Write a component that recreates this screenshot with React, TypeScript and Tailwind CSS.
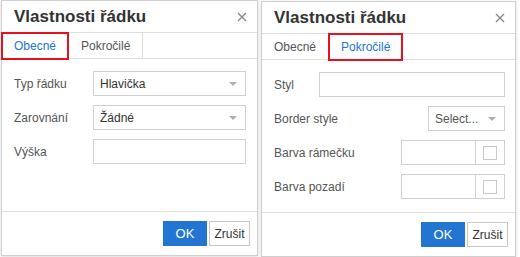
import React from 'react';

const font = { fontFamily: '"Liberation Sans", Arial, sans-serif' };

function Caret() {
  return (
    <svg width="8" height="4" viewBox="0 0 8 4" className="shrink-0">
      <path d="M0 0h8L4 4z" fill="#b0b0b0" />
    </svg>
  );
}

function Select({ value, className }: { value: string; className: string }) {
  return (
    <div className={`flex items-center justify-between border border-[#d0d0d0] bg-white pl-[6px] pr-[8px] text-[12px] text-[#333] ${className}`}>
      <span>{value}</span>
      <Caret />
    </div>
  );
}

function Input({ className }: { className: string }) {
  return <div className={`border border-[#d0d0d0] bg-white ${className}`} />;
}

function ColorField() {
  return (
    <div className="flex h-[25px] w-[104px] border border-[#d0d0d0] bg-white">
      <div className="flex-1 border-r border-[#d0d0d0]" />
      <div className="flex w-[28px] items-center justify-center">
        <div className="h-[14px] w-[14px] border border-[#c8c8c8]" />
      </div>
    </div>
  );
}

function Dialog({
  active,
  className,
  children,
}: {
  active: 0 | 1;
  className: string;
  children: React.ReactNode;
}) {
  return (
    <div className={`flex flex-col border border-[#cfcfcf] bg-white shadow-[0_1px_3px_rgba(0,0,0,0.15)] ${className}`}>
      {/* header */}
      <div className="flex h-[32px] items-center justify-between border-b border-[#dedede] pl-[12px] pr-[10px]">
        <span className="text-[17px] font-bold text-[#333]">Vlastnosti řádku</span>
        <svg width="10" height="10" viewBox="0 0 10 10">
          <path d="M1 1l8 8M9 1L1 9" stroke="#8a8a8a" strokeWidth="1.4" />
        </svg>
      </div>
      {/* tabs */}
      <div className="flex h-[26px] border-b border-[#dedede] text-[12px]">
        {['Obecné', 'Pokročilé'].map((t, i) => (
          <div
            key={t}
            className={`relative flex items-center px-[12px] ${i === 0 && active === 1 ? '' : 'border-r border-[#dedede]'} ${i === active ? 'text-[#2276d2]' : 'text-[#555]'} ${i === 0 ? 'w-[67px]' : 'w-[74px]'}`}
          >
            {t}
            {i === active && (
              <div className="absolute inset-x-[-1px] top-[-1px] bottom-[-2px] border-2 border-[#e8101e]" />
            )}
          </div>
        ))}
      </div>
      {/* body */}
      <div className="flex-1 pl-[12px] pr-[10px] pt-[12px] text-[12px] text-[#555]">{children}</div>
      {/* footer */}
      <div className="flex h-[44px] items-center justify-end gap-[2px] border-t border-[#dedede] pr-[7px]">
        <div className="flex h-[25px] w-[44px] items-center justify-center bg-[#2276d2] text-[13px] text-white">OK</div>
        <div className="flex h-[25px] w-[41px] items-center justify-center border border-[#c8c8c8] text-[12px] text-[#333]">Zrušit</div>
      </div>
    </div>
  );
}

export default function App() {
  return (
    <div className="flex h-[257px] w-[520px] items-start gap-[3px] bg-white" style={font}>
      <Dialog active={0} className="ml-[1px] h-[256px] w-[257px]">
        <div className="flex flex-col gap-[9px]">
          <div className="flex items-center">
            <span className="w-[79px]">Typ řádku</span>
            <Select value="Hlavička" className="h-[25px] w-[153px]" />
          </div>
          <div className="flex items-center">
            <span className="w-[79px]">Zarovnání</span>
            <Select value="Žádné" className="h-[25px] w-[153px]" />
          </div>
          <div className="flex items-center">
            <span className="w-[79px]">Výška</span>
            <Input className="h-[25px] w-[153px]" />
          </div>
        </div>
      </Dialog>
      <Dialog active={1} className="mt-[1px] h-[256px] w-[255px]">
        <div className="flex flex-col gap-[9px]">
          <div className="flex items-center">
            <span className="w-[45px]">Styl</span>
            <Input className="h-[25px] w-[186px]" />
          </div>
          <div className="flex items-center justify-between">
            <span>Border style</span>
            <Select value="Select..." className="h-[25px] w-[77px] pl-[5px] text-[#555]" />
          </div>
          <div className="flex items-center justify-between">
            <span>Barva rámečku</span>
            <ColorField />
          </div>
          <div className="flex items-center justify-between">
            <span>Barva pozadí</span>
            <ColorField />
          </div>
        </div>
      </Dialog>
    </div>
  );
}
────────
> **WHAT YOU WILL DO**: Pictures in the data above should not be copied; transcribe everything else exactly.

> **ANSWER IN FULL**:
Write a component that recreates this screenshot with React, TypeScript and Tailwind CSS.
import React from 'react';

const font = { fontFamily: '"Liberation Sans", Arial, sans-serif' };

function Caret() {
  return (
    <svg width="8" height="4" viewBox="0 0 8 4" className="shrink-0">
      <path d="M0 0h8L4 4z" fill="#b0b0b0" />
    </svg>
  );
}

function Select({ value, className }: { value: string; className: string }) {
  return (
    <div className={`flex items-center justify-between border border-[#d0d0d0] bg-white pl-[6px] pr-[8px] text-[12px] text-[#333] ${className}`}>
      <span>{value}</span>
      <Caret />
    </div>
  );
}

function Input({ className }: { className: string }) {
  return <div className={`border border-[#d0d0d0] bg-white ${className}`} />;
}

function ColorField() {
  return (
    <div className="flex h-[25px] w-[104px] border border-[#d0d0d0] bg-white">
      <div className="flex-1 border-r border-[#d0d0d0]" />
      <div className="flex w-[28px] items-center justify-center">
        <div className="h-[14px] w-[14px] border border-[#c8c8c8]" />
      </div>
    </div>
  );
}

function Dialog({
  active,
  className,
  children,
}: {
  active: 0 | 1;
  className: string;
  children: React.ReactNode;
}) {
  return (
    <div className={`flex flex-col border border-[#cfcfcf] bg-white shadow-[0_1px_3px_rgba(0,0,0,0.15)] ${className}`}>
      {/* header */}
      <div className="flex h-[32px] items-center justify-between border-b border-[#dedede] pl-[12px] pr-[10px]">
        <span className="text-[17px] font-bold text-[#333]">Vlastnosti řádku</span>
        <svg width="10" height="10" viewBox="0 0 10 10">
          <path d="M1 1l8 8M9 1L1 9" stroke="#8a8a8a" strokeWidth="1.4" />
        </svg>
      </div>
      {/* tabs */}
      <div className="flex h-[26px] border-b border-[#dedede] text-[12px]">
        {['Obecné', 'Pokročilé'].map((t, i) => (
          <div
            key={t}
            className={`relative flex items-center px-[12px] ${i === 0 && active === 1 ? '' : 'border-r border-[#dedede]'} ${i === active ? 'text-[#2276d2]' : 'text-[#555]'} ${i === 0 ? 'w-[67px]' : 'w-[74px]'}`}
          >
            {t}
            {i === active && (
              <div className="absolute inset-x-[-1px] top-[-1px] bottom-[-2px] border-2 border-[#e8101e]" />
            )}
          </div>
        ))}
      </div>
      {/* body */}
      <div className="flex-1 pl-[12px] pr-[10px] pt-[12px] text-[12px] text-[#555]">{children}</div>
      {/* footer */}
      <div className="flex h-[44px] items-center justify-end gap-[2px] border-t border-[#dedede] pr-[7px]">
        <div className="flex h-[25px] w-[44px] items-center justify-center bg-[#2276d2] text-[13px] text-white">OK</div>
        <div className="flex h-[25px] w-[41px] items-center justify-center border border-[#c8c8c8] text-[12px] text-[#333]">Zrušit</div>
      </div>
    </div>
  );
}

export default function App() {
  return (
    <div className="flex h-[257px] w-[520px] items-start gap-[3px] bg-white" style={font}>
      <Dialog active={0} className="ml-[1px] h-[256px] w-[257px]">
        <div className="flex flex-col gap-[9px]">
          <div className="flex items-center">
            <span className="w-[79px]">Typ řádku</span>
            <Select value="Hlavička" className="h-[25px] w-[153px]" />
          </div>
          <div className="flex items-center">
            <span className="w-[79px]">Zarovnání</span>
            <Select value="Žádné" className="h-[25px] w-[153px]" />
          </div>
          <div className="flex items-center">
            <span className="w-[79px]">Výška</span>
            <Input className="h-[25px] w-[153px]" />
          </div>
        </div>
      </Dialog>
      <Dialog active={1} className="mt-[1px] h-[256px] w-[255px]">
        <div className="flex flex-col gap-[9px]">
          <div className="flex items-center">
            <span className="w-[45px]">Styl</span>
            <Input className="h-[25px] w-[186px]" />
          </div>
          <div className="flex items-center justify-between">
            <span>Border style</span>
            <Select value="Select..." className="h-[25px] w-[77px] pl-[5px] text-[#555]" />
          </div>
          <div className="flex items-center justify-between">
            <span>Barva rámečku</span>
            <ColorField />
          </div>
          <div className="flex items-center justify-between">
            <span>Barva pozadí</span>
            <ColorField />
          </div>
        </div>
      </Dialog>
    </div>
  );
}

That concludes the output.